On the economic front with Russia, the West is cautiously trying sanctions, but the problem is that (particularly in the case of Europe) they are liable to cause as much or more pain for the sanctioning countries as for the Russians. And no one imagines that they will restore Crimea to Ukraine—or even deter Russia from another similar territory seizure if it decides to have another go somewhere else.

There is one thing that might make a difference economically. That would be enactment of two U.S. trade deals in the works with Europe and Asia. This would send a much stronger message to Vladimir Putin than just about anything else the West is realistically willing to do. Moreover, increased trade would be beneficial to the economies of the countries involved.

The good news is that President Obama has asked Congress to approve Trade Promotion Authority (something that lapsed in 2007), which would give him “fast track” authorization to negotiate the agreements. A bipartisan bill has been jointly introduced in both houses of Congress. Speaker John Boehner says the House bill is “ready to go.”
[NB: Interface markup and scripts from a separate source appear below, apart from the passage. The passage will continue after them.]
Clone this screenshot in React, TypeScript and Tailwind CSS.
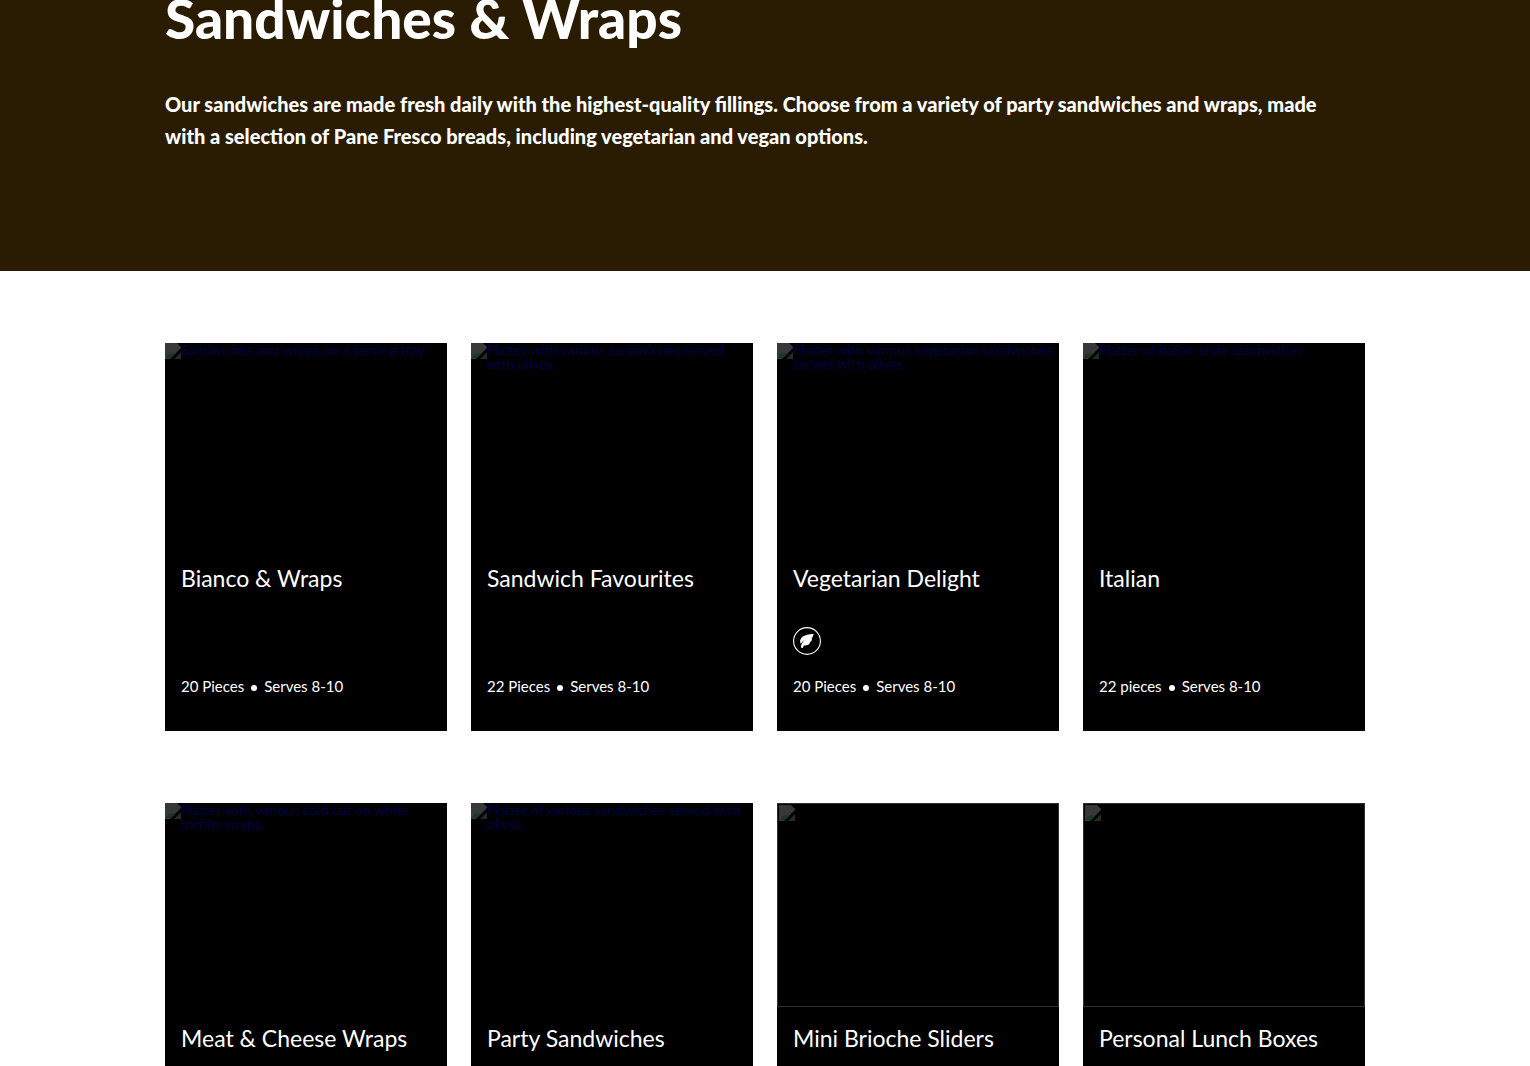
type Product = {
  name: string;
  alt: string[];
  pieces: string;
  vegetarian?: boolean;
};

const products: Product[] = [
  { name: "Bianco & Wraps", alt: ["Sandwiches and wraps on a serving tray"], pieces: "20 Pieces" },
  { name: "Sandwich Favourites", alt: ["Platter with various sandwiches served", "with olives."], pieces: "22 Pieces" },
  { name: "Vegetarian Delight", alt: ["Platter with various vegetarian sandwiches", "served with olives."], pieces: "20 Pieces", vegetarian: true },
  { name: "Italian", alt: ["Platter of Italian style sandwiches"], pieces: "22 pieces" },
  { name: "Meat & Cheese Wraps", alt: ["Platter with various cold cut on white", "tortilla wraps."], pieces: "20 Pieces" },
  { name: "Party Sandwiches", alt: ["Platter of various sandwiches served with", "olives."], pieces: "20 Pieces" },
  { name: "Mini Brioche Sliders", alt: [], pieces: "20 Pieces" },
  { name: "Personal Lunch Boxes", alt: [], pieces: "20 Pieces" },
];

function BrokenImage() {
  return (
    <svg className="size-4 shrink-0" viewBox="0 0 16 16" aria-hidden="true">
      <path d="M0 0h12l4 4v1L5 16H0Z" fill="#36383a" />
      <path d="M1 15c1-4 5-6 9-4l-4 4H1Z" fill="#1c381c" />
      <path d="M16 9v7H9Z" fill="#262829" />
    </svg>
  );
}

function LeafBadge() {
  return (
    <svg className="size-7" viewBox="0 0 28 28" role="img" aria-label="Vegetarian">
      <circle cx="14" cy="14" r="13.4" fill="none" stroke="#fff" strokeWidth="1.1" />
      <path
        d="M20.8 7C16 7 10.500 8 8.100 11.200c-1.300 1.800-1.200 4-.3 5.500 1.300-1.900 2.800-3.300 4.600-4.500-1.900 1.800-3.300 3.600-4.100 5.800-.3.900-.5 1.800-.2 2.600.6.500 1.500.4 1.900-.2l.8-2c2.900.3 5.600-.6 6.500-3l-1-.1 1.800-.8c.7-1 .9-2 1-3l-1-.1 1.300-.7c.3-1.300.6-2.500 1.400-3.700Z"
        fill="#fff"
      />
    </svg>
  );
}

function Card({ product }: { product: Product }) {
  const hasAlt = product.alt.length > 0;
  return (
    <a href="#" className="flex min-h-97 flex-col bg-black text-white">
      <div className={hasAlt ? "flex h-51 items-start" : "flex h-51 items-start border border-[#303030] p-px"}>
        <BrokenImage />
        <span className="text-sm leading-3.5 whitespace-nowrap text-[#000044]">
          {product.alt.map((line) => (
            <span key={line} className="block">
              {line}
            </span>
          ))}
        </span>
      </div>
      <div className="flex flex-col px-4 pt-4">
        <h2 className="text-[23px] leading-[30px] whitespace-nowrap">{product.name}</h2>
        <div className="mt-[34px] h-7">{product.vegetarian && <LeafBadge />}</div>
        <p className="mt-5 flex items-center text-[15px] leading-[22px]">
          <span>{product.pieces}</span>
          <span className="mx-[7px] mt-1 size-1.5 rounded-full bg-white" />
          <span>Serves 8-10</span>
        </p>
      </div>
    </a>
  );
}

export default function App() {
  return (
    <div className="h-screen overflow-hidden bg-white font-['Lato',sans-serif]">
      <header className="bg-[#2a1c02] px-6 pb-[119px] text-white">
        <div className="mx-auto max-w-300">
          <h1 className="text-[55px] leading-9 font-black">Sandwiches &amp; Wraps</h1>
          <p className="mt-13 max-w-[1180px] text-xl leading-8 font-black">
            Our sandwiches are made fresh daily with the highest-quality fillings. Choose from a variety of party
            sandwiches and wraps, made with a selection of Pane Fresco breads, including vegetarian and vegan options.
          </p>
        </div>
      </header>
      <main className="px-6 pt-18">
        <div className="mx-auto grid max-w-300 grid-cols-4 gap-x-6 gap-y-18">
          {products.map((product) => (
            <Card key={product.name} product={product} />
          ))}
        </div>
      </main>
    </div>
  );
}
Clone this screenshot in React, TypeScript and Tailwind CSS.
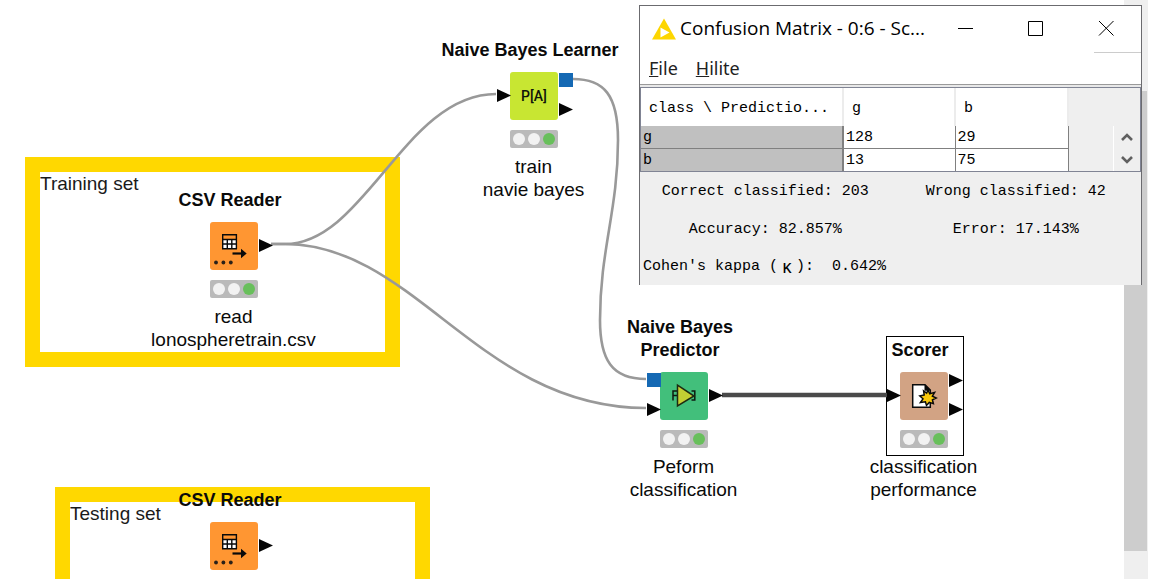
import type { ReactNode } from "react";

type PortProps = { className: string };

function ArrowPort({ className }: PortProps) {
  return (
    <svg className={`absolute h-[13px] w-[14px] ${className}`} viewBox="0 0 14 13" aria-hidden="true">
      <path d="M0 0 L14 6.5 L0 13 Z" fill="#050505" />
    </svg>
  );
}

function ModelPort({ className }: PortProps) {
  return <span className={`absolute size-[14px] bg-[#1569b4] ${className}`} />;
}

function StatusLights() {
  return (
    <div className="mt-[10px] flex h-[18px] w-12 items-center justify-center gap-[3px] rounded-xs bg-[#bababa]">
      <span className="size-3 rounded-full bg-[#f2f2f2]" />
      <span className="size-3 rounded-full bg-[#f2f2f2]" />
      <span className="size-3 rounded-full bg-[#68bf5b]" />
    </div>
  );
}

type NodeProps = {
  title: string[];
  label?: string[];
  place: string;
  color: string;
  icon: ReactNode;
  ports: ReactNode;
};

function WorkflowNode({ title, label, place, color, icon, ports }: NodeProps) {
  return (
    <section className={`absolute flex w-[200px] flex-col items-center leading-[23px] text-[#0a0a0a] ${place}`}>
      <h2 className="pr-2 text-center text-[18px] font-bold">
        {title.map((line) => (
          <span key={line} className="block">{line}</span>
        ))}
      </h2>
      <div className={`relative mt-[10px] size-12 rounded-[3px] ${color}`}>
        {icon}
        {ports}
      </div>
      {label && (
        <>
          <StatusLights />
          <p className="mt-[7px] pr-px text-center text-[19px]">
            {label.map((line) => (
              <span key={line} className="block">{line}</span>
            ))}
          </p>
        </>
      )}
    </section>
  );
}

function CsvIcon() {
  return (
    <svg className="size-12" viewBox="0 0 48 48" aria-hidden="true">
      <rect x="12.5" y="12.5" width="14" height="14" fill="#fff" stroke="#0a0a0a" />
      <rect x="13" y="13" width="13" height="4" fill="#ff9632" />
      <path d="M12 12.7H27M12 17.5H27M12 22H27M12 26.7H27M12.7 12V27M17.3 17V27M21.8 17V27M26.4 12V27" stroke="#0a0a0a" strokeWidth="1.4" fill="none" />
      <path d="M22.5 31.5H33" stroke="#0a0a0a" strokeWidth="2.2" />
      <path d="M31 26.8 L36.7 31.5 L31 36.2 Z" fill="#0a0a0a" />
      <circle cx="6" cy="40.5" r="1.9" fill="#2b2118" />
      <circle cx="13.4" cy="40.5" r="1.9" fill="#2b2118" />
      <circle cx="20.8" cy="40.5" r="1.9" fill="#2b2118" />
    </svg>
  );
}

function LearnerIcon() {
  return (
    <span className="flex size-12 items-center justify-center font-['Roboto',sans-serif] text-[14px] font-medium text-[#10140a]">
      P[A]
    </span>
  );
}

function PredictorIcon() {
  return (
    <svg className="size-12" viewBox="0 0 48 48" aria-hidden="true">
      <path d="M13 28.5V19H17M13 23.5H17M31.5 19H34.8V28H31.5" stroke="#0c1a10" strokeWidth="1.5" fill="none" />
      <path d="M17.5 13.2 L34 24 L17.5 34 Z" fill="#c3cf33" stroke="#1e2a12" strokeWidth="1.5" />
    </svg>
  );
}

function ScorerIcon() {
  return (
    <svg className="size-12" viewBox="0 0 48 48" aria-hidden="true">
      <path d="M12.7 12.7H25L30.3 18V35.3H12.7Z" fill="#fff" stroke="#0a0a0a" strokeWidth="1.5" />
      <path d="M24.5 12 L31 18.8 H24.5Z" fill="#0a0a0a" />
      <path d="M28 18 L29.8 21.8 L34.6 20.4 L32.4 24.2 L36.2 26 L32.4 27.8 L33.4 31.6 L29.3 30.4 L26.5 33.4 L25.4 29.8 L20.4 30.6 L23 26.8 L19.8 24 L24.2 23 L23.6 19 L26.6 21.2Z" fill="#f8c70c" stroke="#0a0a0a" strokeWidth="1.5" />
    </svg>
  );
}

function Connections() {
  return (
    <svg className="absolute inset-0 size-full" fill="none" aria-hidden="true">
      <g stroke="#999" strokeWidth="2.6">
        <path d="M271 244H285C365 244 405 94 496 94" />
        <path d="M271 244H285C415 244 480 408 646 408" />
        <path d="M573 79C604 79 618 95 618 140C618 210 600 250 600 320C600 360 612 379 646 379" />
      </g>
      <path d="M722 395H888" stroke="#4a4a4a" strokeWidth="4.4" />
    </svg>
  );
}

const matrix = [
  { name: "g", values: [128, 29] },
  { name: "b", values: [13, 75] },
];

function Chevron({ d }: { d: string }) {
  return (
    <svg className="h-2 w-3" viewBox="0 0 12 8" aria-hidden="true">
      <path d={d} stroke="#606060" strokeWidth="2.6" fill="none" />
    </svg>
  );
}

function MatrixTable() {
  return (
    <div className="flex border border-[#808494] bg-[#efefef]">
      <table className="w-[427px] table-fixed border-collapse text-left">
        <colgroup>
          <col className="w-[202px]" />
          <col className="w-[112px]" />
          <col className="w-[113px]" />
        </colgroup>
        <thead>
          <tr className="h-[38px] bg-white">
            <th className="border-r-2 border-[#ececec] pt-[3px] pl-2 font-normal">class \ Predictio...</th>
            <th className="border-r-2 border-[#ececec] pt-[3px] pl-2 font-normal">g</th>
            <th className="border-r-2 border-[#ececec] pt-[3px] pl-2 font-normal">b</th>
          </tr>
        </thead>
        <tbody>
          {matrix.map((row) => (
            <tr key={row.name} className="h-[22px] border-b border-[#808080] bg-white last:border-b-0">
              <th className="border-r-2 border-[#808080] bg-[#c0c0c0] pt-[2px] pl-[2px] font-normal">{row.name}</th>
              {row.values.map((value) => (
                <td key={value} className="border-r border-[#808080] pt-[2px] pl-[2px]">{value}</td>
              ))}
            </tr>
          ))}
        </tbody>
      </table>
      <div className="ml-auto flex w-[27px] flex-col pt-[38px]">
        <button type="button" aria-label="Scroll up" className="flex flex-1 items-center justify-center border-l border-white">
          <Chevron d="M1 7 L6 2 L11 7" />
        </button>
        <button type="button" aria-label="Scroll down" className="flex flex-1 items-center justify-center border-l border-white">
          <Chevron d="M1 1 L6 6 L11 1" />
        </button>
      </div>
    </div>
  );
}

function ConfusionMatrixWindow() {
  return (
    <div className="absolute top-[5px] left-[639px] w-[503px] border border-b-0 border-[#6b6b6f] bg-[#efefef] text-black">
      <header className="flex h-[46px] items-center bg-white">
        <svg className="ml-3 h-[22px] w-6 shrink-0" viewBox="0 0 24 22" aria-hidden="true">
          <path d="M12 0.5 L24 21.5 H0Z" fill="#fdd600" />
          <path d="M8.5 9.5 L17.5 14.5 L8.5 19.5Z" fill="#fff" />
        </svg>
        <h1 className="ml-1 flex-1 pb-[2px] font-['Open_Sans',sans-serif] text-[19px] whitespace-nowrap">
          Confusion Matrix - 0:6 - Sc...
        </h1>
        <button type="button" aria-label="Minimize" className="flex h-full w-[70px] shrink-0 items-center justify-center">
          <svg className="size-4" viewBox="0 0 16 16"><path d="M0 7.5H15" stroke="#000" /></svg>
        </button>
        <button type="button" aria-label="Maximize" className="flex h-full w-[70px] shrink-0 items-center justify-center">
          <svg className="size-4" viewBox="0 0 16 16"><path d="M0.5 0.5H14.5V14.5H0.5Z" stroke="#000" fill="none" /></svg>
        </button>
        <button type="button" aria-label="Close" className="flex h-full w-[70px] shrink-0 items-center justify-center">
          <svg className="size-4" viewBox="0 0 16 16"><path d="M1 0L15.5 14.5M15.5 0L1 14.5" stroke="#000" /></svg>
        </button>
      </header>
      <nav className="flex h-8 items-center gap-[18px] bg-white pl-[9px] font-['Noto_Sans',sans-serif] text-[18px] text-[#222]">
        <span className="absolute top-[46px] right-0 h-px w-[47px] bg-[#ccc]" />
        <button type="button"><u>F</u>ile</button>
        <button type="button"><u>H</u>ilite</button>
      </nav>
      <div className="h-[3px] border-t border-[#9a9a9a] bg-[#e8e8e8]" />
      <div className="font-['Liberation_Mono',monospace] text-[15px] leading-5">
        <MatrixTable />
        <div className="grid grid-cols-2 text-center whitespace-pre">
          <p className="h-[38px] pt-[10px]">Correct classified: 203</p>
          <p className="h-[38px] pt-[10px]">Wrong classified: 42</p>
          <p className="h-[38px] pt-[10px]">Accuracy: 82.857%</p>
          <p className="h-[38px] pt-[10px]">Error: 17.143%</p>
          <p className="flex h-[37px] pt-[9px] pl-[3px]">
            <span>Cohen's kappa (</span>
            <span className="w-[18px] font-['Liberation_Sans',sans-serif] text-[18px]">κ</span>
            <span>):{"  "}0.642%</span>
          </p>
        </div>
      </div>
    </div>
  );
}

export default function App() {
  return (
    <div className="relative flex h-screen overflow-hidden bg-white font-['Liberation_Sans',Arial,sans-serif]">
      <main className="relative flex-1 overflow-hidden">
        <div className="absolute top-[157px] left-[25px] h-[210px] w-[375px] border-[15px] border-[#ffd800] text-[19px] leading-6 text-[#1a1a1a]">
          Training set
        </div>
        <div className="absolute top-[487px] left-[55px] h-[210px] w-[375px] border-[15px] border-[#ffd800] text-[19px] leading-6 text-[#1a1a1a]">
          Testing set
        </div>
        <div className="absolute top-[336px] left-[886px] h-[120px] w-[78px] border border-black" />
        <Connections />
        <WorkflowNode
          title={["CSV Reader"]}
          label={["read", "lonospheretrain.csv"]}
          place="top-[189px] left-[134px]"
          color="bg-[#ff9632]"
          icon={<CsvIcon />}
          ports={<ArrowPort className="top-[17px] left-[49px]" />}
        />
        <WorkflowNode
          title={["CSV Reader"]}
          place="top-[489px] left-[134px]"
          color="bg-[#ff9632]"
          icon={<CsvIcon />}
          ports={<ArrowPort className="top-[17px] left-[49px]" />}
        />
        <WorkflowNode
          title={["Naive Bayes Learner"]}
          label={["train", "navie bayes"]}
          place="top-[39px] left-[434px]"
          color="bg-[#c8e632]"
          icon={<LearnerIcon />}
          ports={
            <>
              <ArrowPort className="top-[17px] -left-[13px]" />
              <ModelPort className="top-px left-[49px]" />
              <ArrowPort className="top-[31px] left-[49px]" />
            </>
          }
        />
        <WorkflowNode
          title={["Naive Bayes", "Predictor"]}
          label={["Peform", "classification"]}
          place="top-[316px] left-[584px]"
          color="bg-[#42bf7b]"
          icon={<PredictorIcon />}
          ports={
            <>
              <ModelPort className="top-px -left-[13px]" />
              <ArrowPort className="top-[31px] -left-[13px]" />
              <ArrowPort className="top-[17px] left-[49px]" />
            </>
          }
        />
        <WorkflowNode
          title={["Scorer"]}
          label={["classification", "performance"]}
          place="top-[339px] left-[824px]"
          color="bg-[#d2a384]"
          icon={<ScorerIcon />}
          ports={
            <>
              <ArrowPort className="top-[17px] -left-[13px]" />
              <ArrowPort className="top-[2px] left-[49px]" />
              <ArrowPort className="top-[31px] left-[49px]" />
            </>
          }
        />
      </main>
      <aside className="mr-[2px] w-6 shrink-0 bg-[#efefef] pt-[91px]">
        <div className="mr-px h-[460px] bg-[#cdcdcd]" />
      </aside>
      <ConfusionMatrixWindow />
    </div>
  );
}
The bad news is that TPA is opposed by labor unions because it denies them the chance to lobby for the protectionist amendments they imagine will protect their members’ jobs. As a consequence, a large number of Democrats, including chamber leaders Nancy Pelosi and Harry Reid, oppose TPA. In particular, Reid’s position as Senate Majority Leader allows him to prevent it from even being brought up for a vote. Proponents of the bill complain that the president hasn’t lifted a finger to drum up support in his party, presumably because he doesn’t want to complicate the upcoming midterm elections for Democrats.

Ironically, if the political forecasts are true that Republicans will take the Senate in November, TPA may be the one area where that actually helps the president to get something he says he wants. If so, the U.S. may finally add to the few arrows in its quiver that may actually make a new war less likely.